Here are the risk characteristics of the different portfolios as measured by volatility, or standard deviation. In all cases, portfolio volatility is lower during periods of rising inflation expectations and higher otherwise.

 

 

 

An inexact roadmap

Eagle-eyed readers of last week’s publication (see Are you positioned for the post Great Rotation era) will have spotted an inconsistency that reveals the limitations of this asset return study. While my study showed a negative stock-bond price correlation, the historical record shows that stock prices were negatively correlated to the 10-year Treasury yields and therefore positively correlated to bond prices during periods of high CPI. I conclude that my study only represents a broad sketch of asset return characteristics and it does not represent an exact roadmap of what investors might expect during a period of strong inflation.

 

 

There are other limitations to the study. The asset classes chosen represent only a specific instance of a stock-bond balanced fund. Few investors would hold only the S&P 500 and 7-10 year Treasuries in their portfolio. None would rebalance their portfolios on a daily basis. The study was conducted during a period when US equities outpaced their global counterparts, biased balanced fund return estimates. 

 

In other words, your mileage will vary depending on your choice of asset classes, investment objectives, and risk preferences.

 

With those caveats, this study does present some useful portfolio construction tips. During a period of rising inflation expectations, investors should substitute their bond holdings with a combination of bonds, inflation-indexed bonds, and commodities in order to better diversify risk and reduce drawdowns.
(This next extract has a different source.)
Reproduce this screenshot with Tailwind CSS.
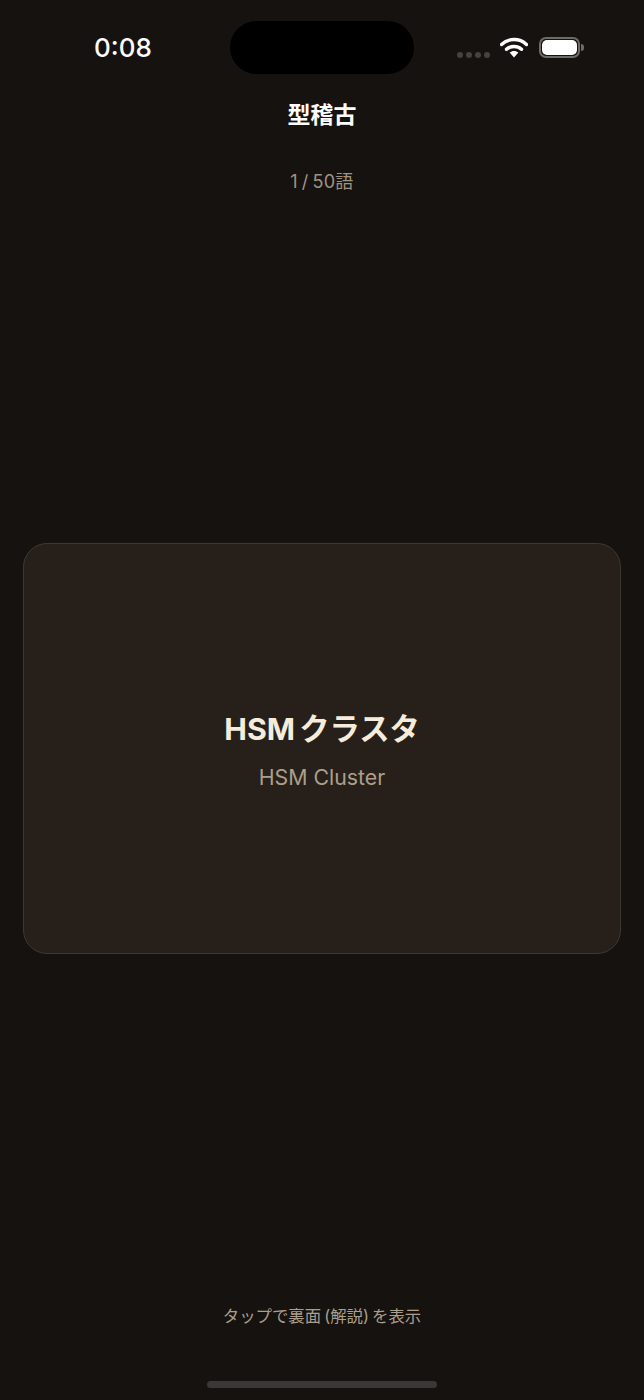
<!DOCTYPE html>
<html lang="ja">
<head>
  <meta charset="UTF-8" />
  <title>型稽古</title>
  <meta name="viewport" content="width=device-width, initial-scale=1" />
  <script src="https://cdn.jsdelivr.net/npm/@tailwindcss/browser@4"></script>
</head>
<body class="bg-[#161210] font-['Inter','Noto_Sans_CJK_JP',sans-serif]">
  <div class="relative flex h-[1400px] w-[644px] flex-col items-center overflow-hidden">

    <!-- Status bar -->
    <div class="flex h-[74px] w-full shrink-0 items-start pt-[21px]">
      <div class="w-[230px] pt-[9px] pl-[94px] text-[26px] leading-[36px] font-medium text-white">0:08</div>
      <div class="h-[53px] w-[184px] rounded-full bg-black"></div>
      <div class="flex items-start pt-[16px] pl-[43px]">
        <div class="mt-[15px] flex gap-[3px]">
          <span class="size-[6px] rounded-full bg-[#45423f]"></span>
          <span class="size-[6px] rounded-full bg-[#45423f]"></span>
          <span class="size-[6px] rounded-full bg-[#45423f]"></span>
          <span class="size-[6px] rounded-full bg-[#45423f]"></span>
        </div>
        <svg class="ml-[10px]" width="28" height="21" viewBox="0 0 28 21" fill="none">
          <path d="M1.5 7.5C8.5 .9 19.5 .9 26.5 7.5" stroke="#fff" stroke-width="3.4" stroke-linecap="round" />
          <path d="M6.5 12.3C10.8 8.5 17.2 8.5 21.5 12.3" stroke="#fff" stroke-width="3.4" stroke-linecap="round" />
          <path d="M9.6 15.6C12.2 13.4 15.8 13.4 18.4 15.6L14 20.4Z" fill="#fff" />
        </svg>
        <div class="ml-[11px] flex items-center">
          <div class="h-[21px] w-[41px] rounded-[7px] border-2 border-[#6f6b67] p-[1px]">
            <div class="h-full w-full rounded-[5px] bg-white"></div>
          </div>
          <div class="ml-[1px] h-[7px] w-[3px] rounded-r-full bg-[#6f6b67]"></div>
        </div>
      </div>
    </div>

    <!-- Header -->
    <h1 class="mt-[24px] text-[23px] leading-[34px] font-bold text-white">型稽古</h1>
    <p class="mt-[37px] text-[18px] leading-[26px] tracking-[0.3px] [word-spacing:-1.5px] text-[#a09481]">1 / 50語</p>

    <!-- Card -->
    <div class="mt-[348px] flex h-[411px] w-[598px] flex-col items-center justify-center rounded-[24px] border border-[#3e3832] bg-[#271f1a] pt-[1px]">
      <div class="text-[30.3px] leading-[44px] font-bold [word-spacing:-3px] text-[#f5ecdc]">HSM クラスタ</div>
      <div class="mt-[11px] text-[21.3px] leading-[30px] text-[#ab9f8c]">HSM Cluster</div>
    </div>

    <!-- Hint -->
    <p class="mt-[349px] text-[16.4px] leading-[26px] [word-spacing:-1.5px] text-[#ab9f8c]">タップで裏面 (解説) を表示</p>

    <!-- Home indicator -->
    <div class="mt-[52px] h-[7px] w-[230px] rounded-full bg-[#3a3836]"></div>
  </div>
</body>
</html>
Despite the lower returns shown by the asset return study, a 60% stock, 30% inflation-index bond, and 10% commodity allocation is a reasonable starting point in thinking about as a replacement for the conventional 60/40 portfolio.

 

This is consistent with a Bloomberg report that Bridgewater had shifted to the use of gold and inflation-indexed bonds instead of sovereign bond holdings as components of its risk-parity fund.
The shift, telegraphed by the firm in a July report, drives a new wedge between Bridgewater and risk-parity purists and speaks directly to concerns that have long dogged the systematic investing approach. 

 

Since the strategy allocates money across assets based on how risky they are — meaning it buys more securities with lower volatility — it typically takes a heavy position in sovereign debt.

 

“It is pretty obvious that with interest rates near zero and being held stable by central banks, bonds can provide neither returns nor risk reduction,” a team led by Co-Chief Investment Officer Bob Prince wrote in the July report.

 

Bridgewater’s famous All Weather portfolio has therefore been moving into gold and inflation-linked bonds, diversifying the countries it invests in and finding more stocks with stable cash flow.
For the sake of completeness, I studied the use of gold instead of commodities in the asset return study. While the results aren’t shown, I found that substituting gold (GLD) for commodities (DBC) did not substantially change the risk and return characteristics of the balanced fund portfolios. I chose to report DBC returns because it represents a more diversified holding in that asset class than gold. Either acts as an excellent diversifying asset for a balanced fund during periods of rising inflation expectations.